The Best Careers for Every Enneagram Type

The Best Careers for Every Enneagram Type

## The Best Careers for Every Enneagram Type

Most career advice focuses on skills and interests — what you're good at and what you enjoy doing. That's a reasonable starting point, but it misses the most important variable: what you need to feel genuinely fulfilled and sustained in your work over the long term.

The Enneagram offers something that standard career assessments don't — a map of your core motivation. Your Enneagram type reveals the deep psychological need that drives everything you do, including your relationship with work. When your career aligns with this core motivation, work becomes energizing. When it conflicts with it, even a objectively great job can leave you feeling drained, frustrated, or existentially empty.

This guide goes beyond surface-level recommendations. For each of the nine Enneagram types, you'll find what that type fundamentally needs in a workplace, specific career paths that satisfy those needs, careers to approach with caution, and the unique pitfall each type faces in their professional life.

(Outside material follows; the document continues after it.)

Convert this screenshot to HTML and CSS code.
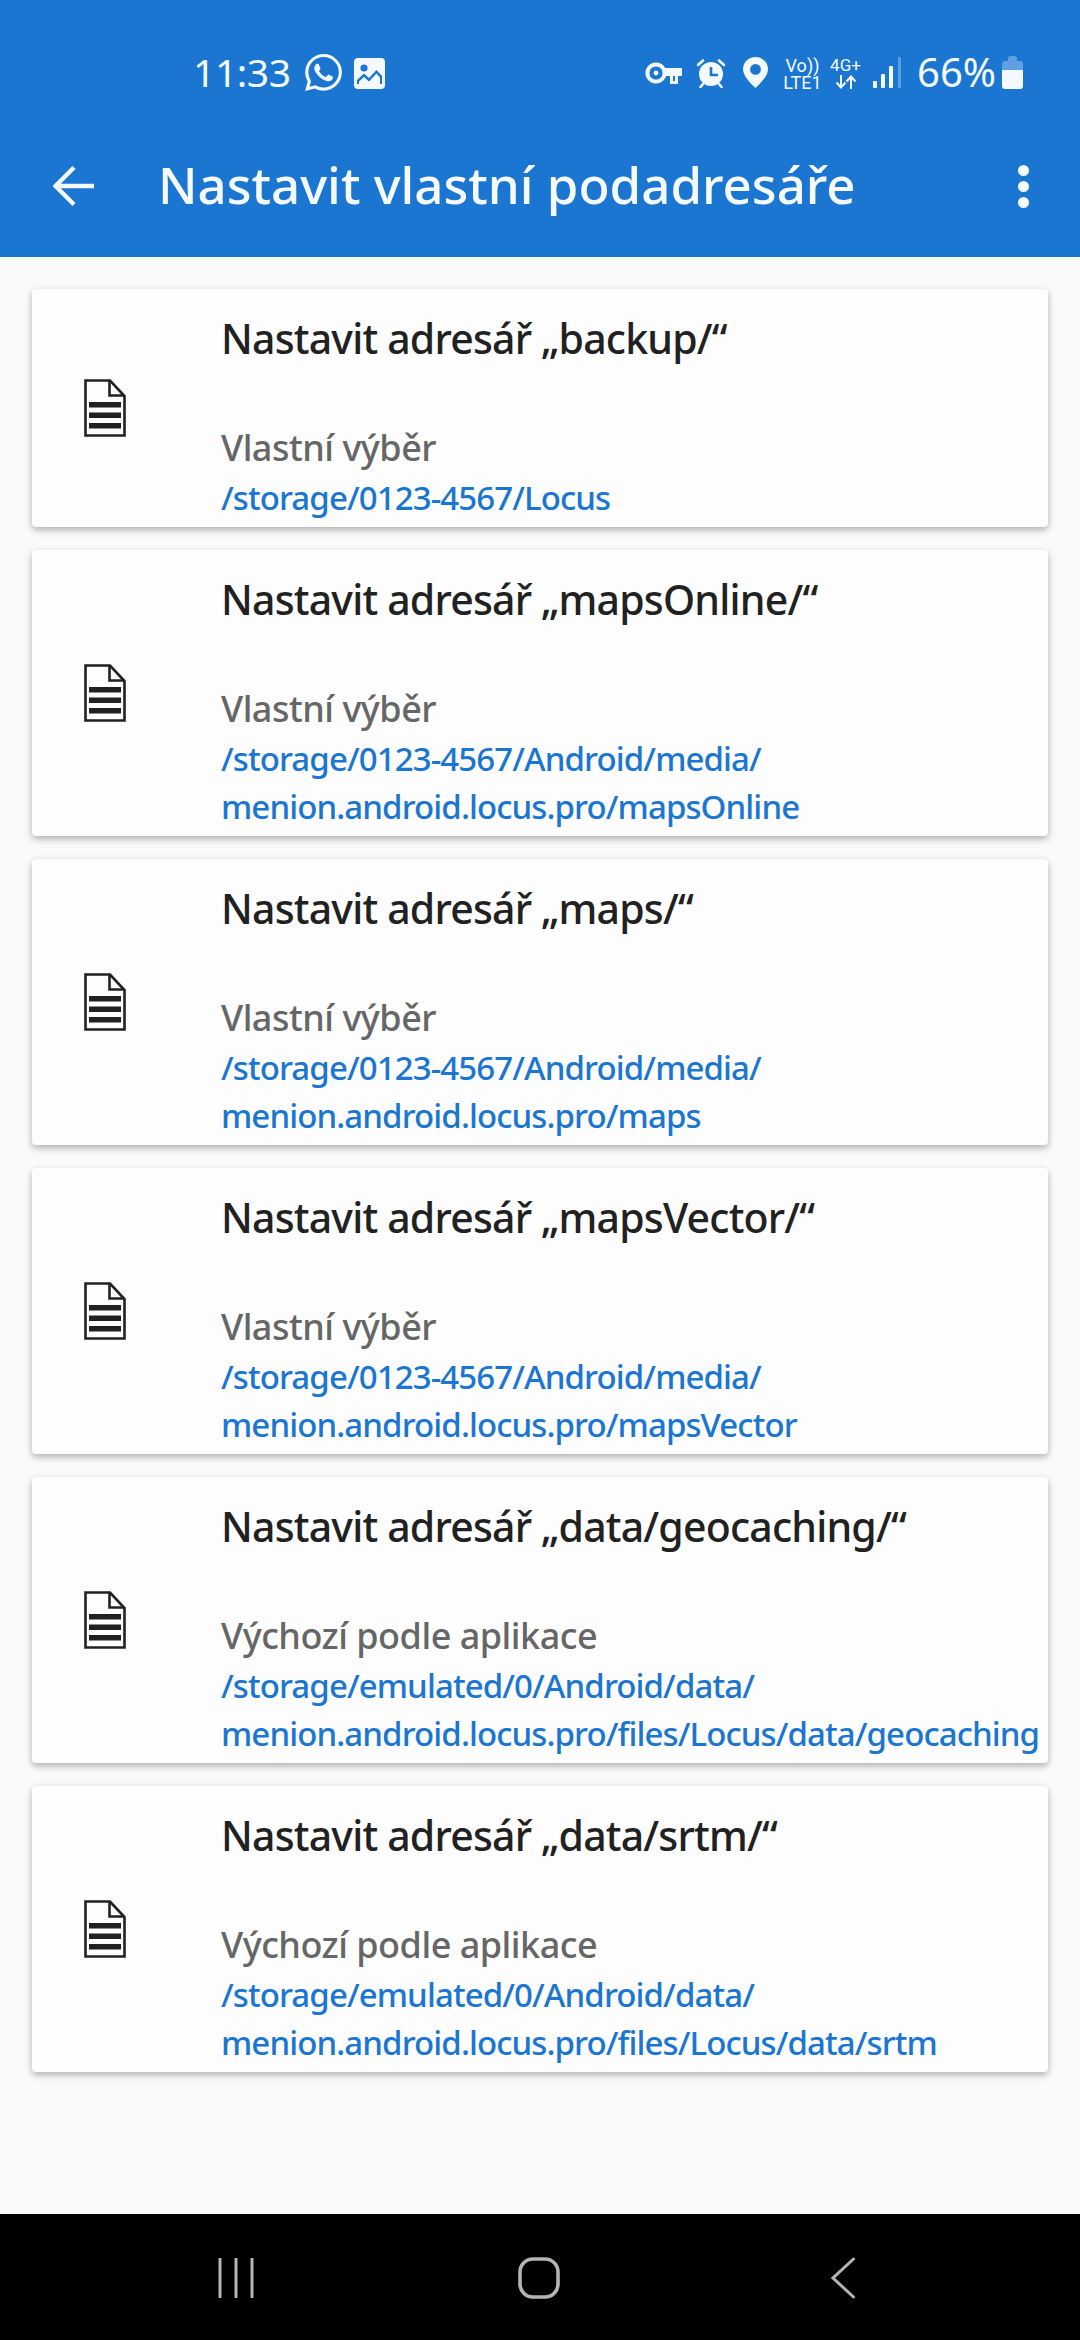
FILE: index.html
```html
<!DOCTYPE html>
<html lang="cs">
<head>
    <meta charset="UTF-8">
    <meta name="viewport" content="width=device-width, initial-scale=1.0">
    <title>Nastavit vlastní podadresáře</title>
    <link rel="stylesheet" href="styles.css">
</head>
<body>
    <svg class="defs" width="0" height="0">
        <symbol id="doc" viewBox="0 0 42 58">
            <path d="M1.5 1.5H26L40.5 17V56.5H1.5Z" fill="none" stroke="#212121" stroke-width="2.6"/>
            <path d="M25.500 2V16.500H40" fill="none" stroke="#212121" stroke-width="2.6"/>
            <rect x="5" y="23" width="32" height="5.500" fill="#212121"/>
            <rect x="5" y="33.500" width="32" height="5.500" fill="#212121"/>
            <rect x="5" y="44" width="32" height="5.500" fill="#212121"/>
        </symbol>
    </svg>

    <header class="top">
        <div class="status">
            <div class="status-left">
                <span class="clock">11:33</span>
                <svg class="ic-wa" viewBox="0 0 24 24"><path fill="#f3f9ff" d="M17.472 14.382c-.297-.149-1.758-.867-2.03-.967-.273-.099-.471-.148-.67.15-.197.297-.767.966-.94 1.164-.173.199-.347.223-.644.075-.297-.15-1.255-.463-2.39-1.475-.883-.788-1.48-1.761-1.653-2.059-.173-.297-.018-.458.13-.606.134-.133.298-.347.446-.52.149-.174.198-.298.298-.497.099-.198.05-.371-.025-.52-.075-.149-.669-1.612-.916-2.207-.242-.579-.487-.5-.669-.51-.173-.008-.371-.01-.57-.01-.198 0-.52.074-.792.372-.272.297-1.04 1.016-1.04 2.479 0 1.462 1.065 2.875 1.213 3.074.149.198 2.096 3.2 5.077 4.487.709.306 1.262.489 1.694.625.712.227 1.36.195 1.871.118.571-.085 1.758-.719 2.006-1.413.248-.694.248-1.289.173-1.413-.074-.124-.272-.198-.57-.347m-5.421 7.403h-.004a9.87 9.87 0 01-5.031-1.378l-.361-.214-3.741.982.998-3.648-.235-.374a9.86 9.86 0 01-1.51-5.26c.001-5.45 4.436-9.884 9.888-9.884 2.64 0 5.122 1.03 6.988 2.898a9.825 9.825 0 012.893 6.994c-.003 5.45-4.437 9.884-9.885 9.884m8.413-18.297A11.815 11.815 0 0012.05 0C5.495 0 .16 5.335.157 11.892c0 2.096.547 4.142 1.588 5.945L.057 24l6.305-1.654a11.882 11.882 0 005.683 1.448h.005c6.554 0 11.89-5.335 11.893-11.893a11.821 11.821 0 00-3.48-8.413z"/></svg>
                <svg class="ic-pic" viewBox="0 0 31 31"><rect width="31" height="31" rx="4" fill="#f3f9ff"/><circle cx="10" cy="10" r="3.6" fill="#1b76d2"/><path d="M3 26V22L10 15.5L15 20L22.5 12L28 18V26Z" fill="#1b76d2"/><path d="M5 26.5V23.5L10 19L15 23.5L22.5 15.5L26 19.5V26.5Z" fill="#f3f9ff"/></svg>
            </div>
            <div class="status-right">
                <svg class="ic-key" viewBox="0 0 37 24"><circle cx="11" cy="12" r="8.600" fill="none" stroke="#f3f9ff" stroke-width="4"/><circle cx="11" cy="12" r="2.400" fill="#f3f9ff"/><path d="M19 7H37V15H33V23H25V15H19Z" fill="#f3f9ff"/><path d="M28 15H30V20H28Z" fill="#1b76d2"/></svg>
                <svg class="ic-alarm" viewBox="0 0 28 30"><circle cx="14" cy="16" r="12" fill="#f3f9ff"/><path d="M14 9V17H21" fill="none" stroke="#1b76d2" stroke-width="2.6"/><path d="M1 7L6 2.5M27 7L22 2.5M3.5 29L6 26M24.5 29L22 26" stroke="#f3f9ff" stroke-width="2.6" stroke-linecap="round"/></svg>
                <svg class="ic-pin" viewBox="0 0 25 31"><path fill="#f3f9ff" fill-rule="evenodd" d="M12.5 0C5.6 0 0 5.4 0 12.2C0 18 6 25 12.5 31C19 25 25 18 25 12.2C25 5.4 19.4 0 12.5 0ZM12.5 7A5.4 5.4 0 1 1 12.5 17.8A5.4 5.4 0 1 1 12.5 7Z"/></svg>
                <div class="net net-volte"><span>Vo))</span><span>LTE1</span></div>
                <div class="net net-4g">
                    <span>4G+</span>
                    <svg class="ic-updown" viewBox="0 0 22 14"><path d="M6 0V12M1.5 7.5L6 12.5L10.5 7.5M16 14V2M11.5 6.5L16 1.5L20.5 6.5" fill="none" stroke="#f3f9ff" stroke-width="2"/></svg>
                </div>
                <svg class="ic-signal" viewBox="0 0 28 31"><rect x="0" y="24" width="4" height="7" rx="1" fill="#f3f9ff"/><rect x="8" y="17" width="4" height="14" rx="1" fill="#f3f9ff"/><rect x="16" y="9" width="4" height="22" rx="1" fill="#f3f9ff"/><rect x="25" y="0" width="3" height="31" rx="1" fill="#5a9de2"/></svg>
                <span class="battery-text">66%</span>
                <svg class="ic-battery" viewBox="0 0 21 33"><path d="M6 2.5Q6 0 8.500 0H12.500Q15 0 15 2.500V5H18Q21 5 21 8V14H0V8Q0 5 3 5H6Z" fill="#5f9fe3"/><path d="M0 14H21V30Q21 33 18 33H3Q0 33 0 30Z" fill="#f3f9ff"/></svg>
            </div>
        </div>
        <div class="toolbar">
            <svg class="ic-back" viewBox="0 0 42 42"><path d="M41 21H3M21 2.500L2.500 21L21 39.500" fill="none" stroke="#f5faff" stroke-width="4.400"/></svg>
            <h1 class="toolbar-title">Nastavit vlastní podadresáře</h1>
            <div class="more"><i></i><i></i><i></i></div>
        </div>
    </header>

    <main class="list">
        <section class="card">
            <svg class="doc"><use href="#doc"/></svg>
            <div class="card-body">
                <h2 class="card-title">Nastavit adresář „backup/“</h2>
                <p class="card-sub">Vlastní výběr</p>
                <p class="card-path">/storage/0123-4567/Locus</p>
            </div>
        </section>
        <section class="card">
            <svg class="doc"><use href="#doc"/></svg>
            <div class="card-body">
                <h2 class="card-title">Nastavit adresář „mapsOnline/“</h2>
                <p class="card-sub">Vlastní výběr</p>
                <p class="card-path">/storage/0123-4567/Android/media/<br>menion.android.locus.pro/mapsOnline</p>
            </div>
        </section>
        <section class="card">
            <svg class="doc"><use href="#doc"/></svg>
            <div class="card-body">
                <h2 class="card-title">Nastavit adresář „maps/“</h2>
                <p class="card-sub">Vlastní výběr</p>
                <p class="card-path">/storage/0123-4567/Android/media/<br>menion.android.locus.pro/maps</p>
            </div>
        </section>
        <section class="card">
            <svg class="doc"><use href="#doc"/></svg>
            <div class="card-body">
                <h2 class="card-title">Nastavit adresář „mapsVector/“</h2>
                <p class="card-sub">Vlastní výběr</p>
                <p class="card-path">/storage/0123-4567/Android/media/<br>menion.android.locus.pro/mapsVector</p>
            </div>
        </section>
        <section class="card">
            <svg class="doc"><use href="#doc"/></svg>
            <div class="card-body">
                <h2 class="card-title">Nastavit adresář „data/geocaching/“</h2>
                <p class="card-sub">Výchozí podle aplikace</p>
                <p class="card-path">/storage/emulated/0/Android/data/<br>menion.android.locus.pro/files/Locus/data/geocaching</p>
            </div>
        </section>
        <section class="card">
            <svg class="doc"><use href="#doc"/></svg>
            <div class="card-body">
                <h2 class="card-title">Nastavit adresář „data/srtm/“</h2>
                <p class="card-sub">Výchozí podle aplikace</p>
                <p class="card-path">/storage/emulated/0/Android/data/<br>menion.android.locus.pro/files/Locus/data/srtm</p>
            </div>
        </section>
    </main>

    <nav class="navbar">
        <svg class="nav-recents" viewBox="0 0 36 40"><path d="M2 1V39M18 1V39M34 1V39" stroke="#b4b4b4" stroke-width="3" stroke-linecap="round"/></svg>
        <svg class="nav-home" viewBox="0 0 42 42"><rect x="2" y="2" width="38" height="38" rx="13" fill="none" stroke="#b4b4b4" stroke-width="3.600"/></svg>
        <svg class="nav-back" viewBox="0 0 24 42"><path d="M22.500 2L2 21L22.500 40" fill="none" stroke="#b4b4b4" stroke-width="3" stroke-linecap="round"/></svg>
    </nav>
</body>
</html>
```

FILE: styles.css
```css
* {
    box-sizing: border-box;
}

html, body {
    margin: 0;
    padding: 0;
}

body {
    width: 1080px;
    height: 2340px;
    display: flex;
    flex-direction: column;
    font-family: "Noto Sans", "Open Sans", sans-serif;
    background-color: #fafafa;
    overflow: hidden;
}

.defs {
    position: absolute;
}

/* Blue header: status bar + toolbar */
.top {
    height: 257px;
    flex: none;
    background-color: #1b76d2;
    color: #f5faff;
}

.status {
    height: 144px;
    padding: 54px 57px 0 193px;
    display: flex;
    justify-content: space-between;
    align-items: flex-start;
}

.status-left, .status-right {
    display: flex;
    align-items: flex-start;
}

.clock {
    font-size: 39px;
    line-height: 36px;
    letter-spacing: -0.4px;
    width: 112px;
}

.ic-wa {
    width: 37px;
    height: 37px;
}

.ic-pic {
    width: 31px;
    height: 31px;
    margin: 4px 0 0 12px;
}

.ic-key {
    width: 37px;
    height: 24px;
    margin-top: 7px;
}

.ic-alarm {
    width: 28px;
    height: 30px;
    margin: 4px 0 0 15px;
}

.ic-pin {
    width: 25px;
    height: 31px;
    margin: 3px 0 0 18px;
}

.net {
    display: flex;
    flex-direction: column;
    align-items: center;
    font-family: Roboto, sans-serif;
    font-size: 18px;
    line-height: 17px;
    margin-top: 3px;
}

.net-volte {
    width: 39px;
    margin-left: 15px;
}

.net-4g {
    width: 31px;
    margin-left: 8px;
    font-size: 17px;
}

.ic-updown {
    width: 22px;
    height: 14px;
    margin-top: 1px;
}

.ic-signal {
    width: 28px;
    height: 31px;
    margin: 3px 0 0 12px;
}

.battery-text {
    font-size: 40px;
    line-height: 36px;
    margin-left: 16px;
    width: 78px;
}

.ic-battery {
    width: 21px;
    height: 33px;
    margin: 2px 0 0 7px;
}

.toolbar {
    height: 84px;
    padding: 0 51px 0 53px;
    display: flex;
    align-items: center;
}

.ic-back {
    width: 42px;
    height: 42px;
    flex: none;
}

.toolbar-title {
    flex: 1;
    margin: 0 0 4px 63px;
    font-size: 51px;
    font-weight: 500;
    line-height: 60px;
}

.more {
    display: flex;
    flex-direction: column;
    gap: 5px;
}

.more i {
    display: block;
    width: 11px;
    height: 11px;
    border-radius: 50%;
    background-color: #f5faff;
}

/* Cards */
.list {
    flex: 1;
    padding: 32px 32px 0;
    display: flex;
    flex-direction: column;
    gap: 23px;
}

.card {
    display: flex;
    align-items: center;
    background-color: #fdfdfd;
    border-radius: 4px;
    box-shadow: 0 3px 7px rgba(0, 0, 0, 0.3);
}

.doc {
    width: 42px;
    height: 58px;
    flex: none;
    margin: 0 95px 0 52px;
}

.card-body {
    flex: 1;
    min-width: 0;
    padding-bottom: 5px;
}

.card-title {
    margin: 0 0 54px;
    padding-top: 19px;
    font-size: 41px;
    font-weight: 500;
    line-height: 60px;
    letter-spacing: -0.8px;
    color: #212121;
}

.card-sub {
    margin: 0;
    font-size: 36px;
    line-height: 52px;
    font-weight: 500;
    letter-spacing: -0.5px;
    color: #666666;
}

.card-path {
    margin: 0;
    font-size: 33px;
    line-height: 48px;
    font-weight: 500;
    letter-spacing: -0.9px;
    color: #1b76d2;
    white-space: nowrap;
}

/* Android navigation bar */
.navbar {
    height: 126px;
    flex: none;
    background-color: #000;
    display: flex;
    align-items: center;
    padding-top: 2px;
}

.nav-recents {
    width: 36px;
    height: 40px;
    margin-left: 218px;
}

.nav-home {
    width: 42px;
    height: 42px;
    margin-left: 264px;
}

.nav-back {
    width: 24px;
    height: 42px;
    margin-left: 271px;
}
```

A note on methodology: these recommendations draw on the Enneagram framework developed by Don Richard Riso and Russ Hudson, career psychology research from John Holland's occupational typology (Holland Codes), and the growing body of organizational psychology literature connecting personality type to job satisfaction and burnout. No personality framework should be used as the sole basis for career decisions — but when combined with practical considerations like skills, experience, and market demand, the Enneagram provides an invaluable motivational lens.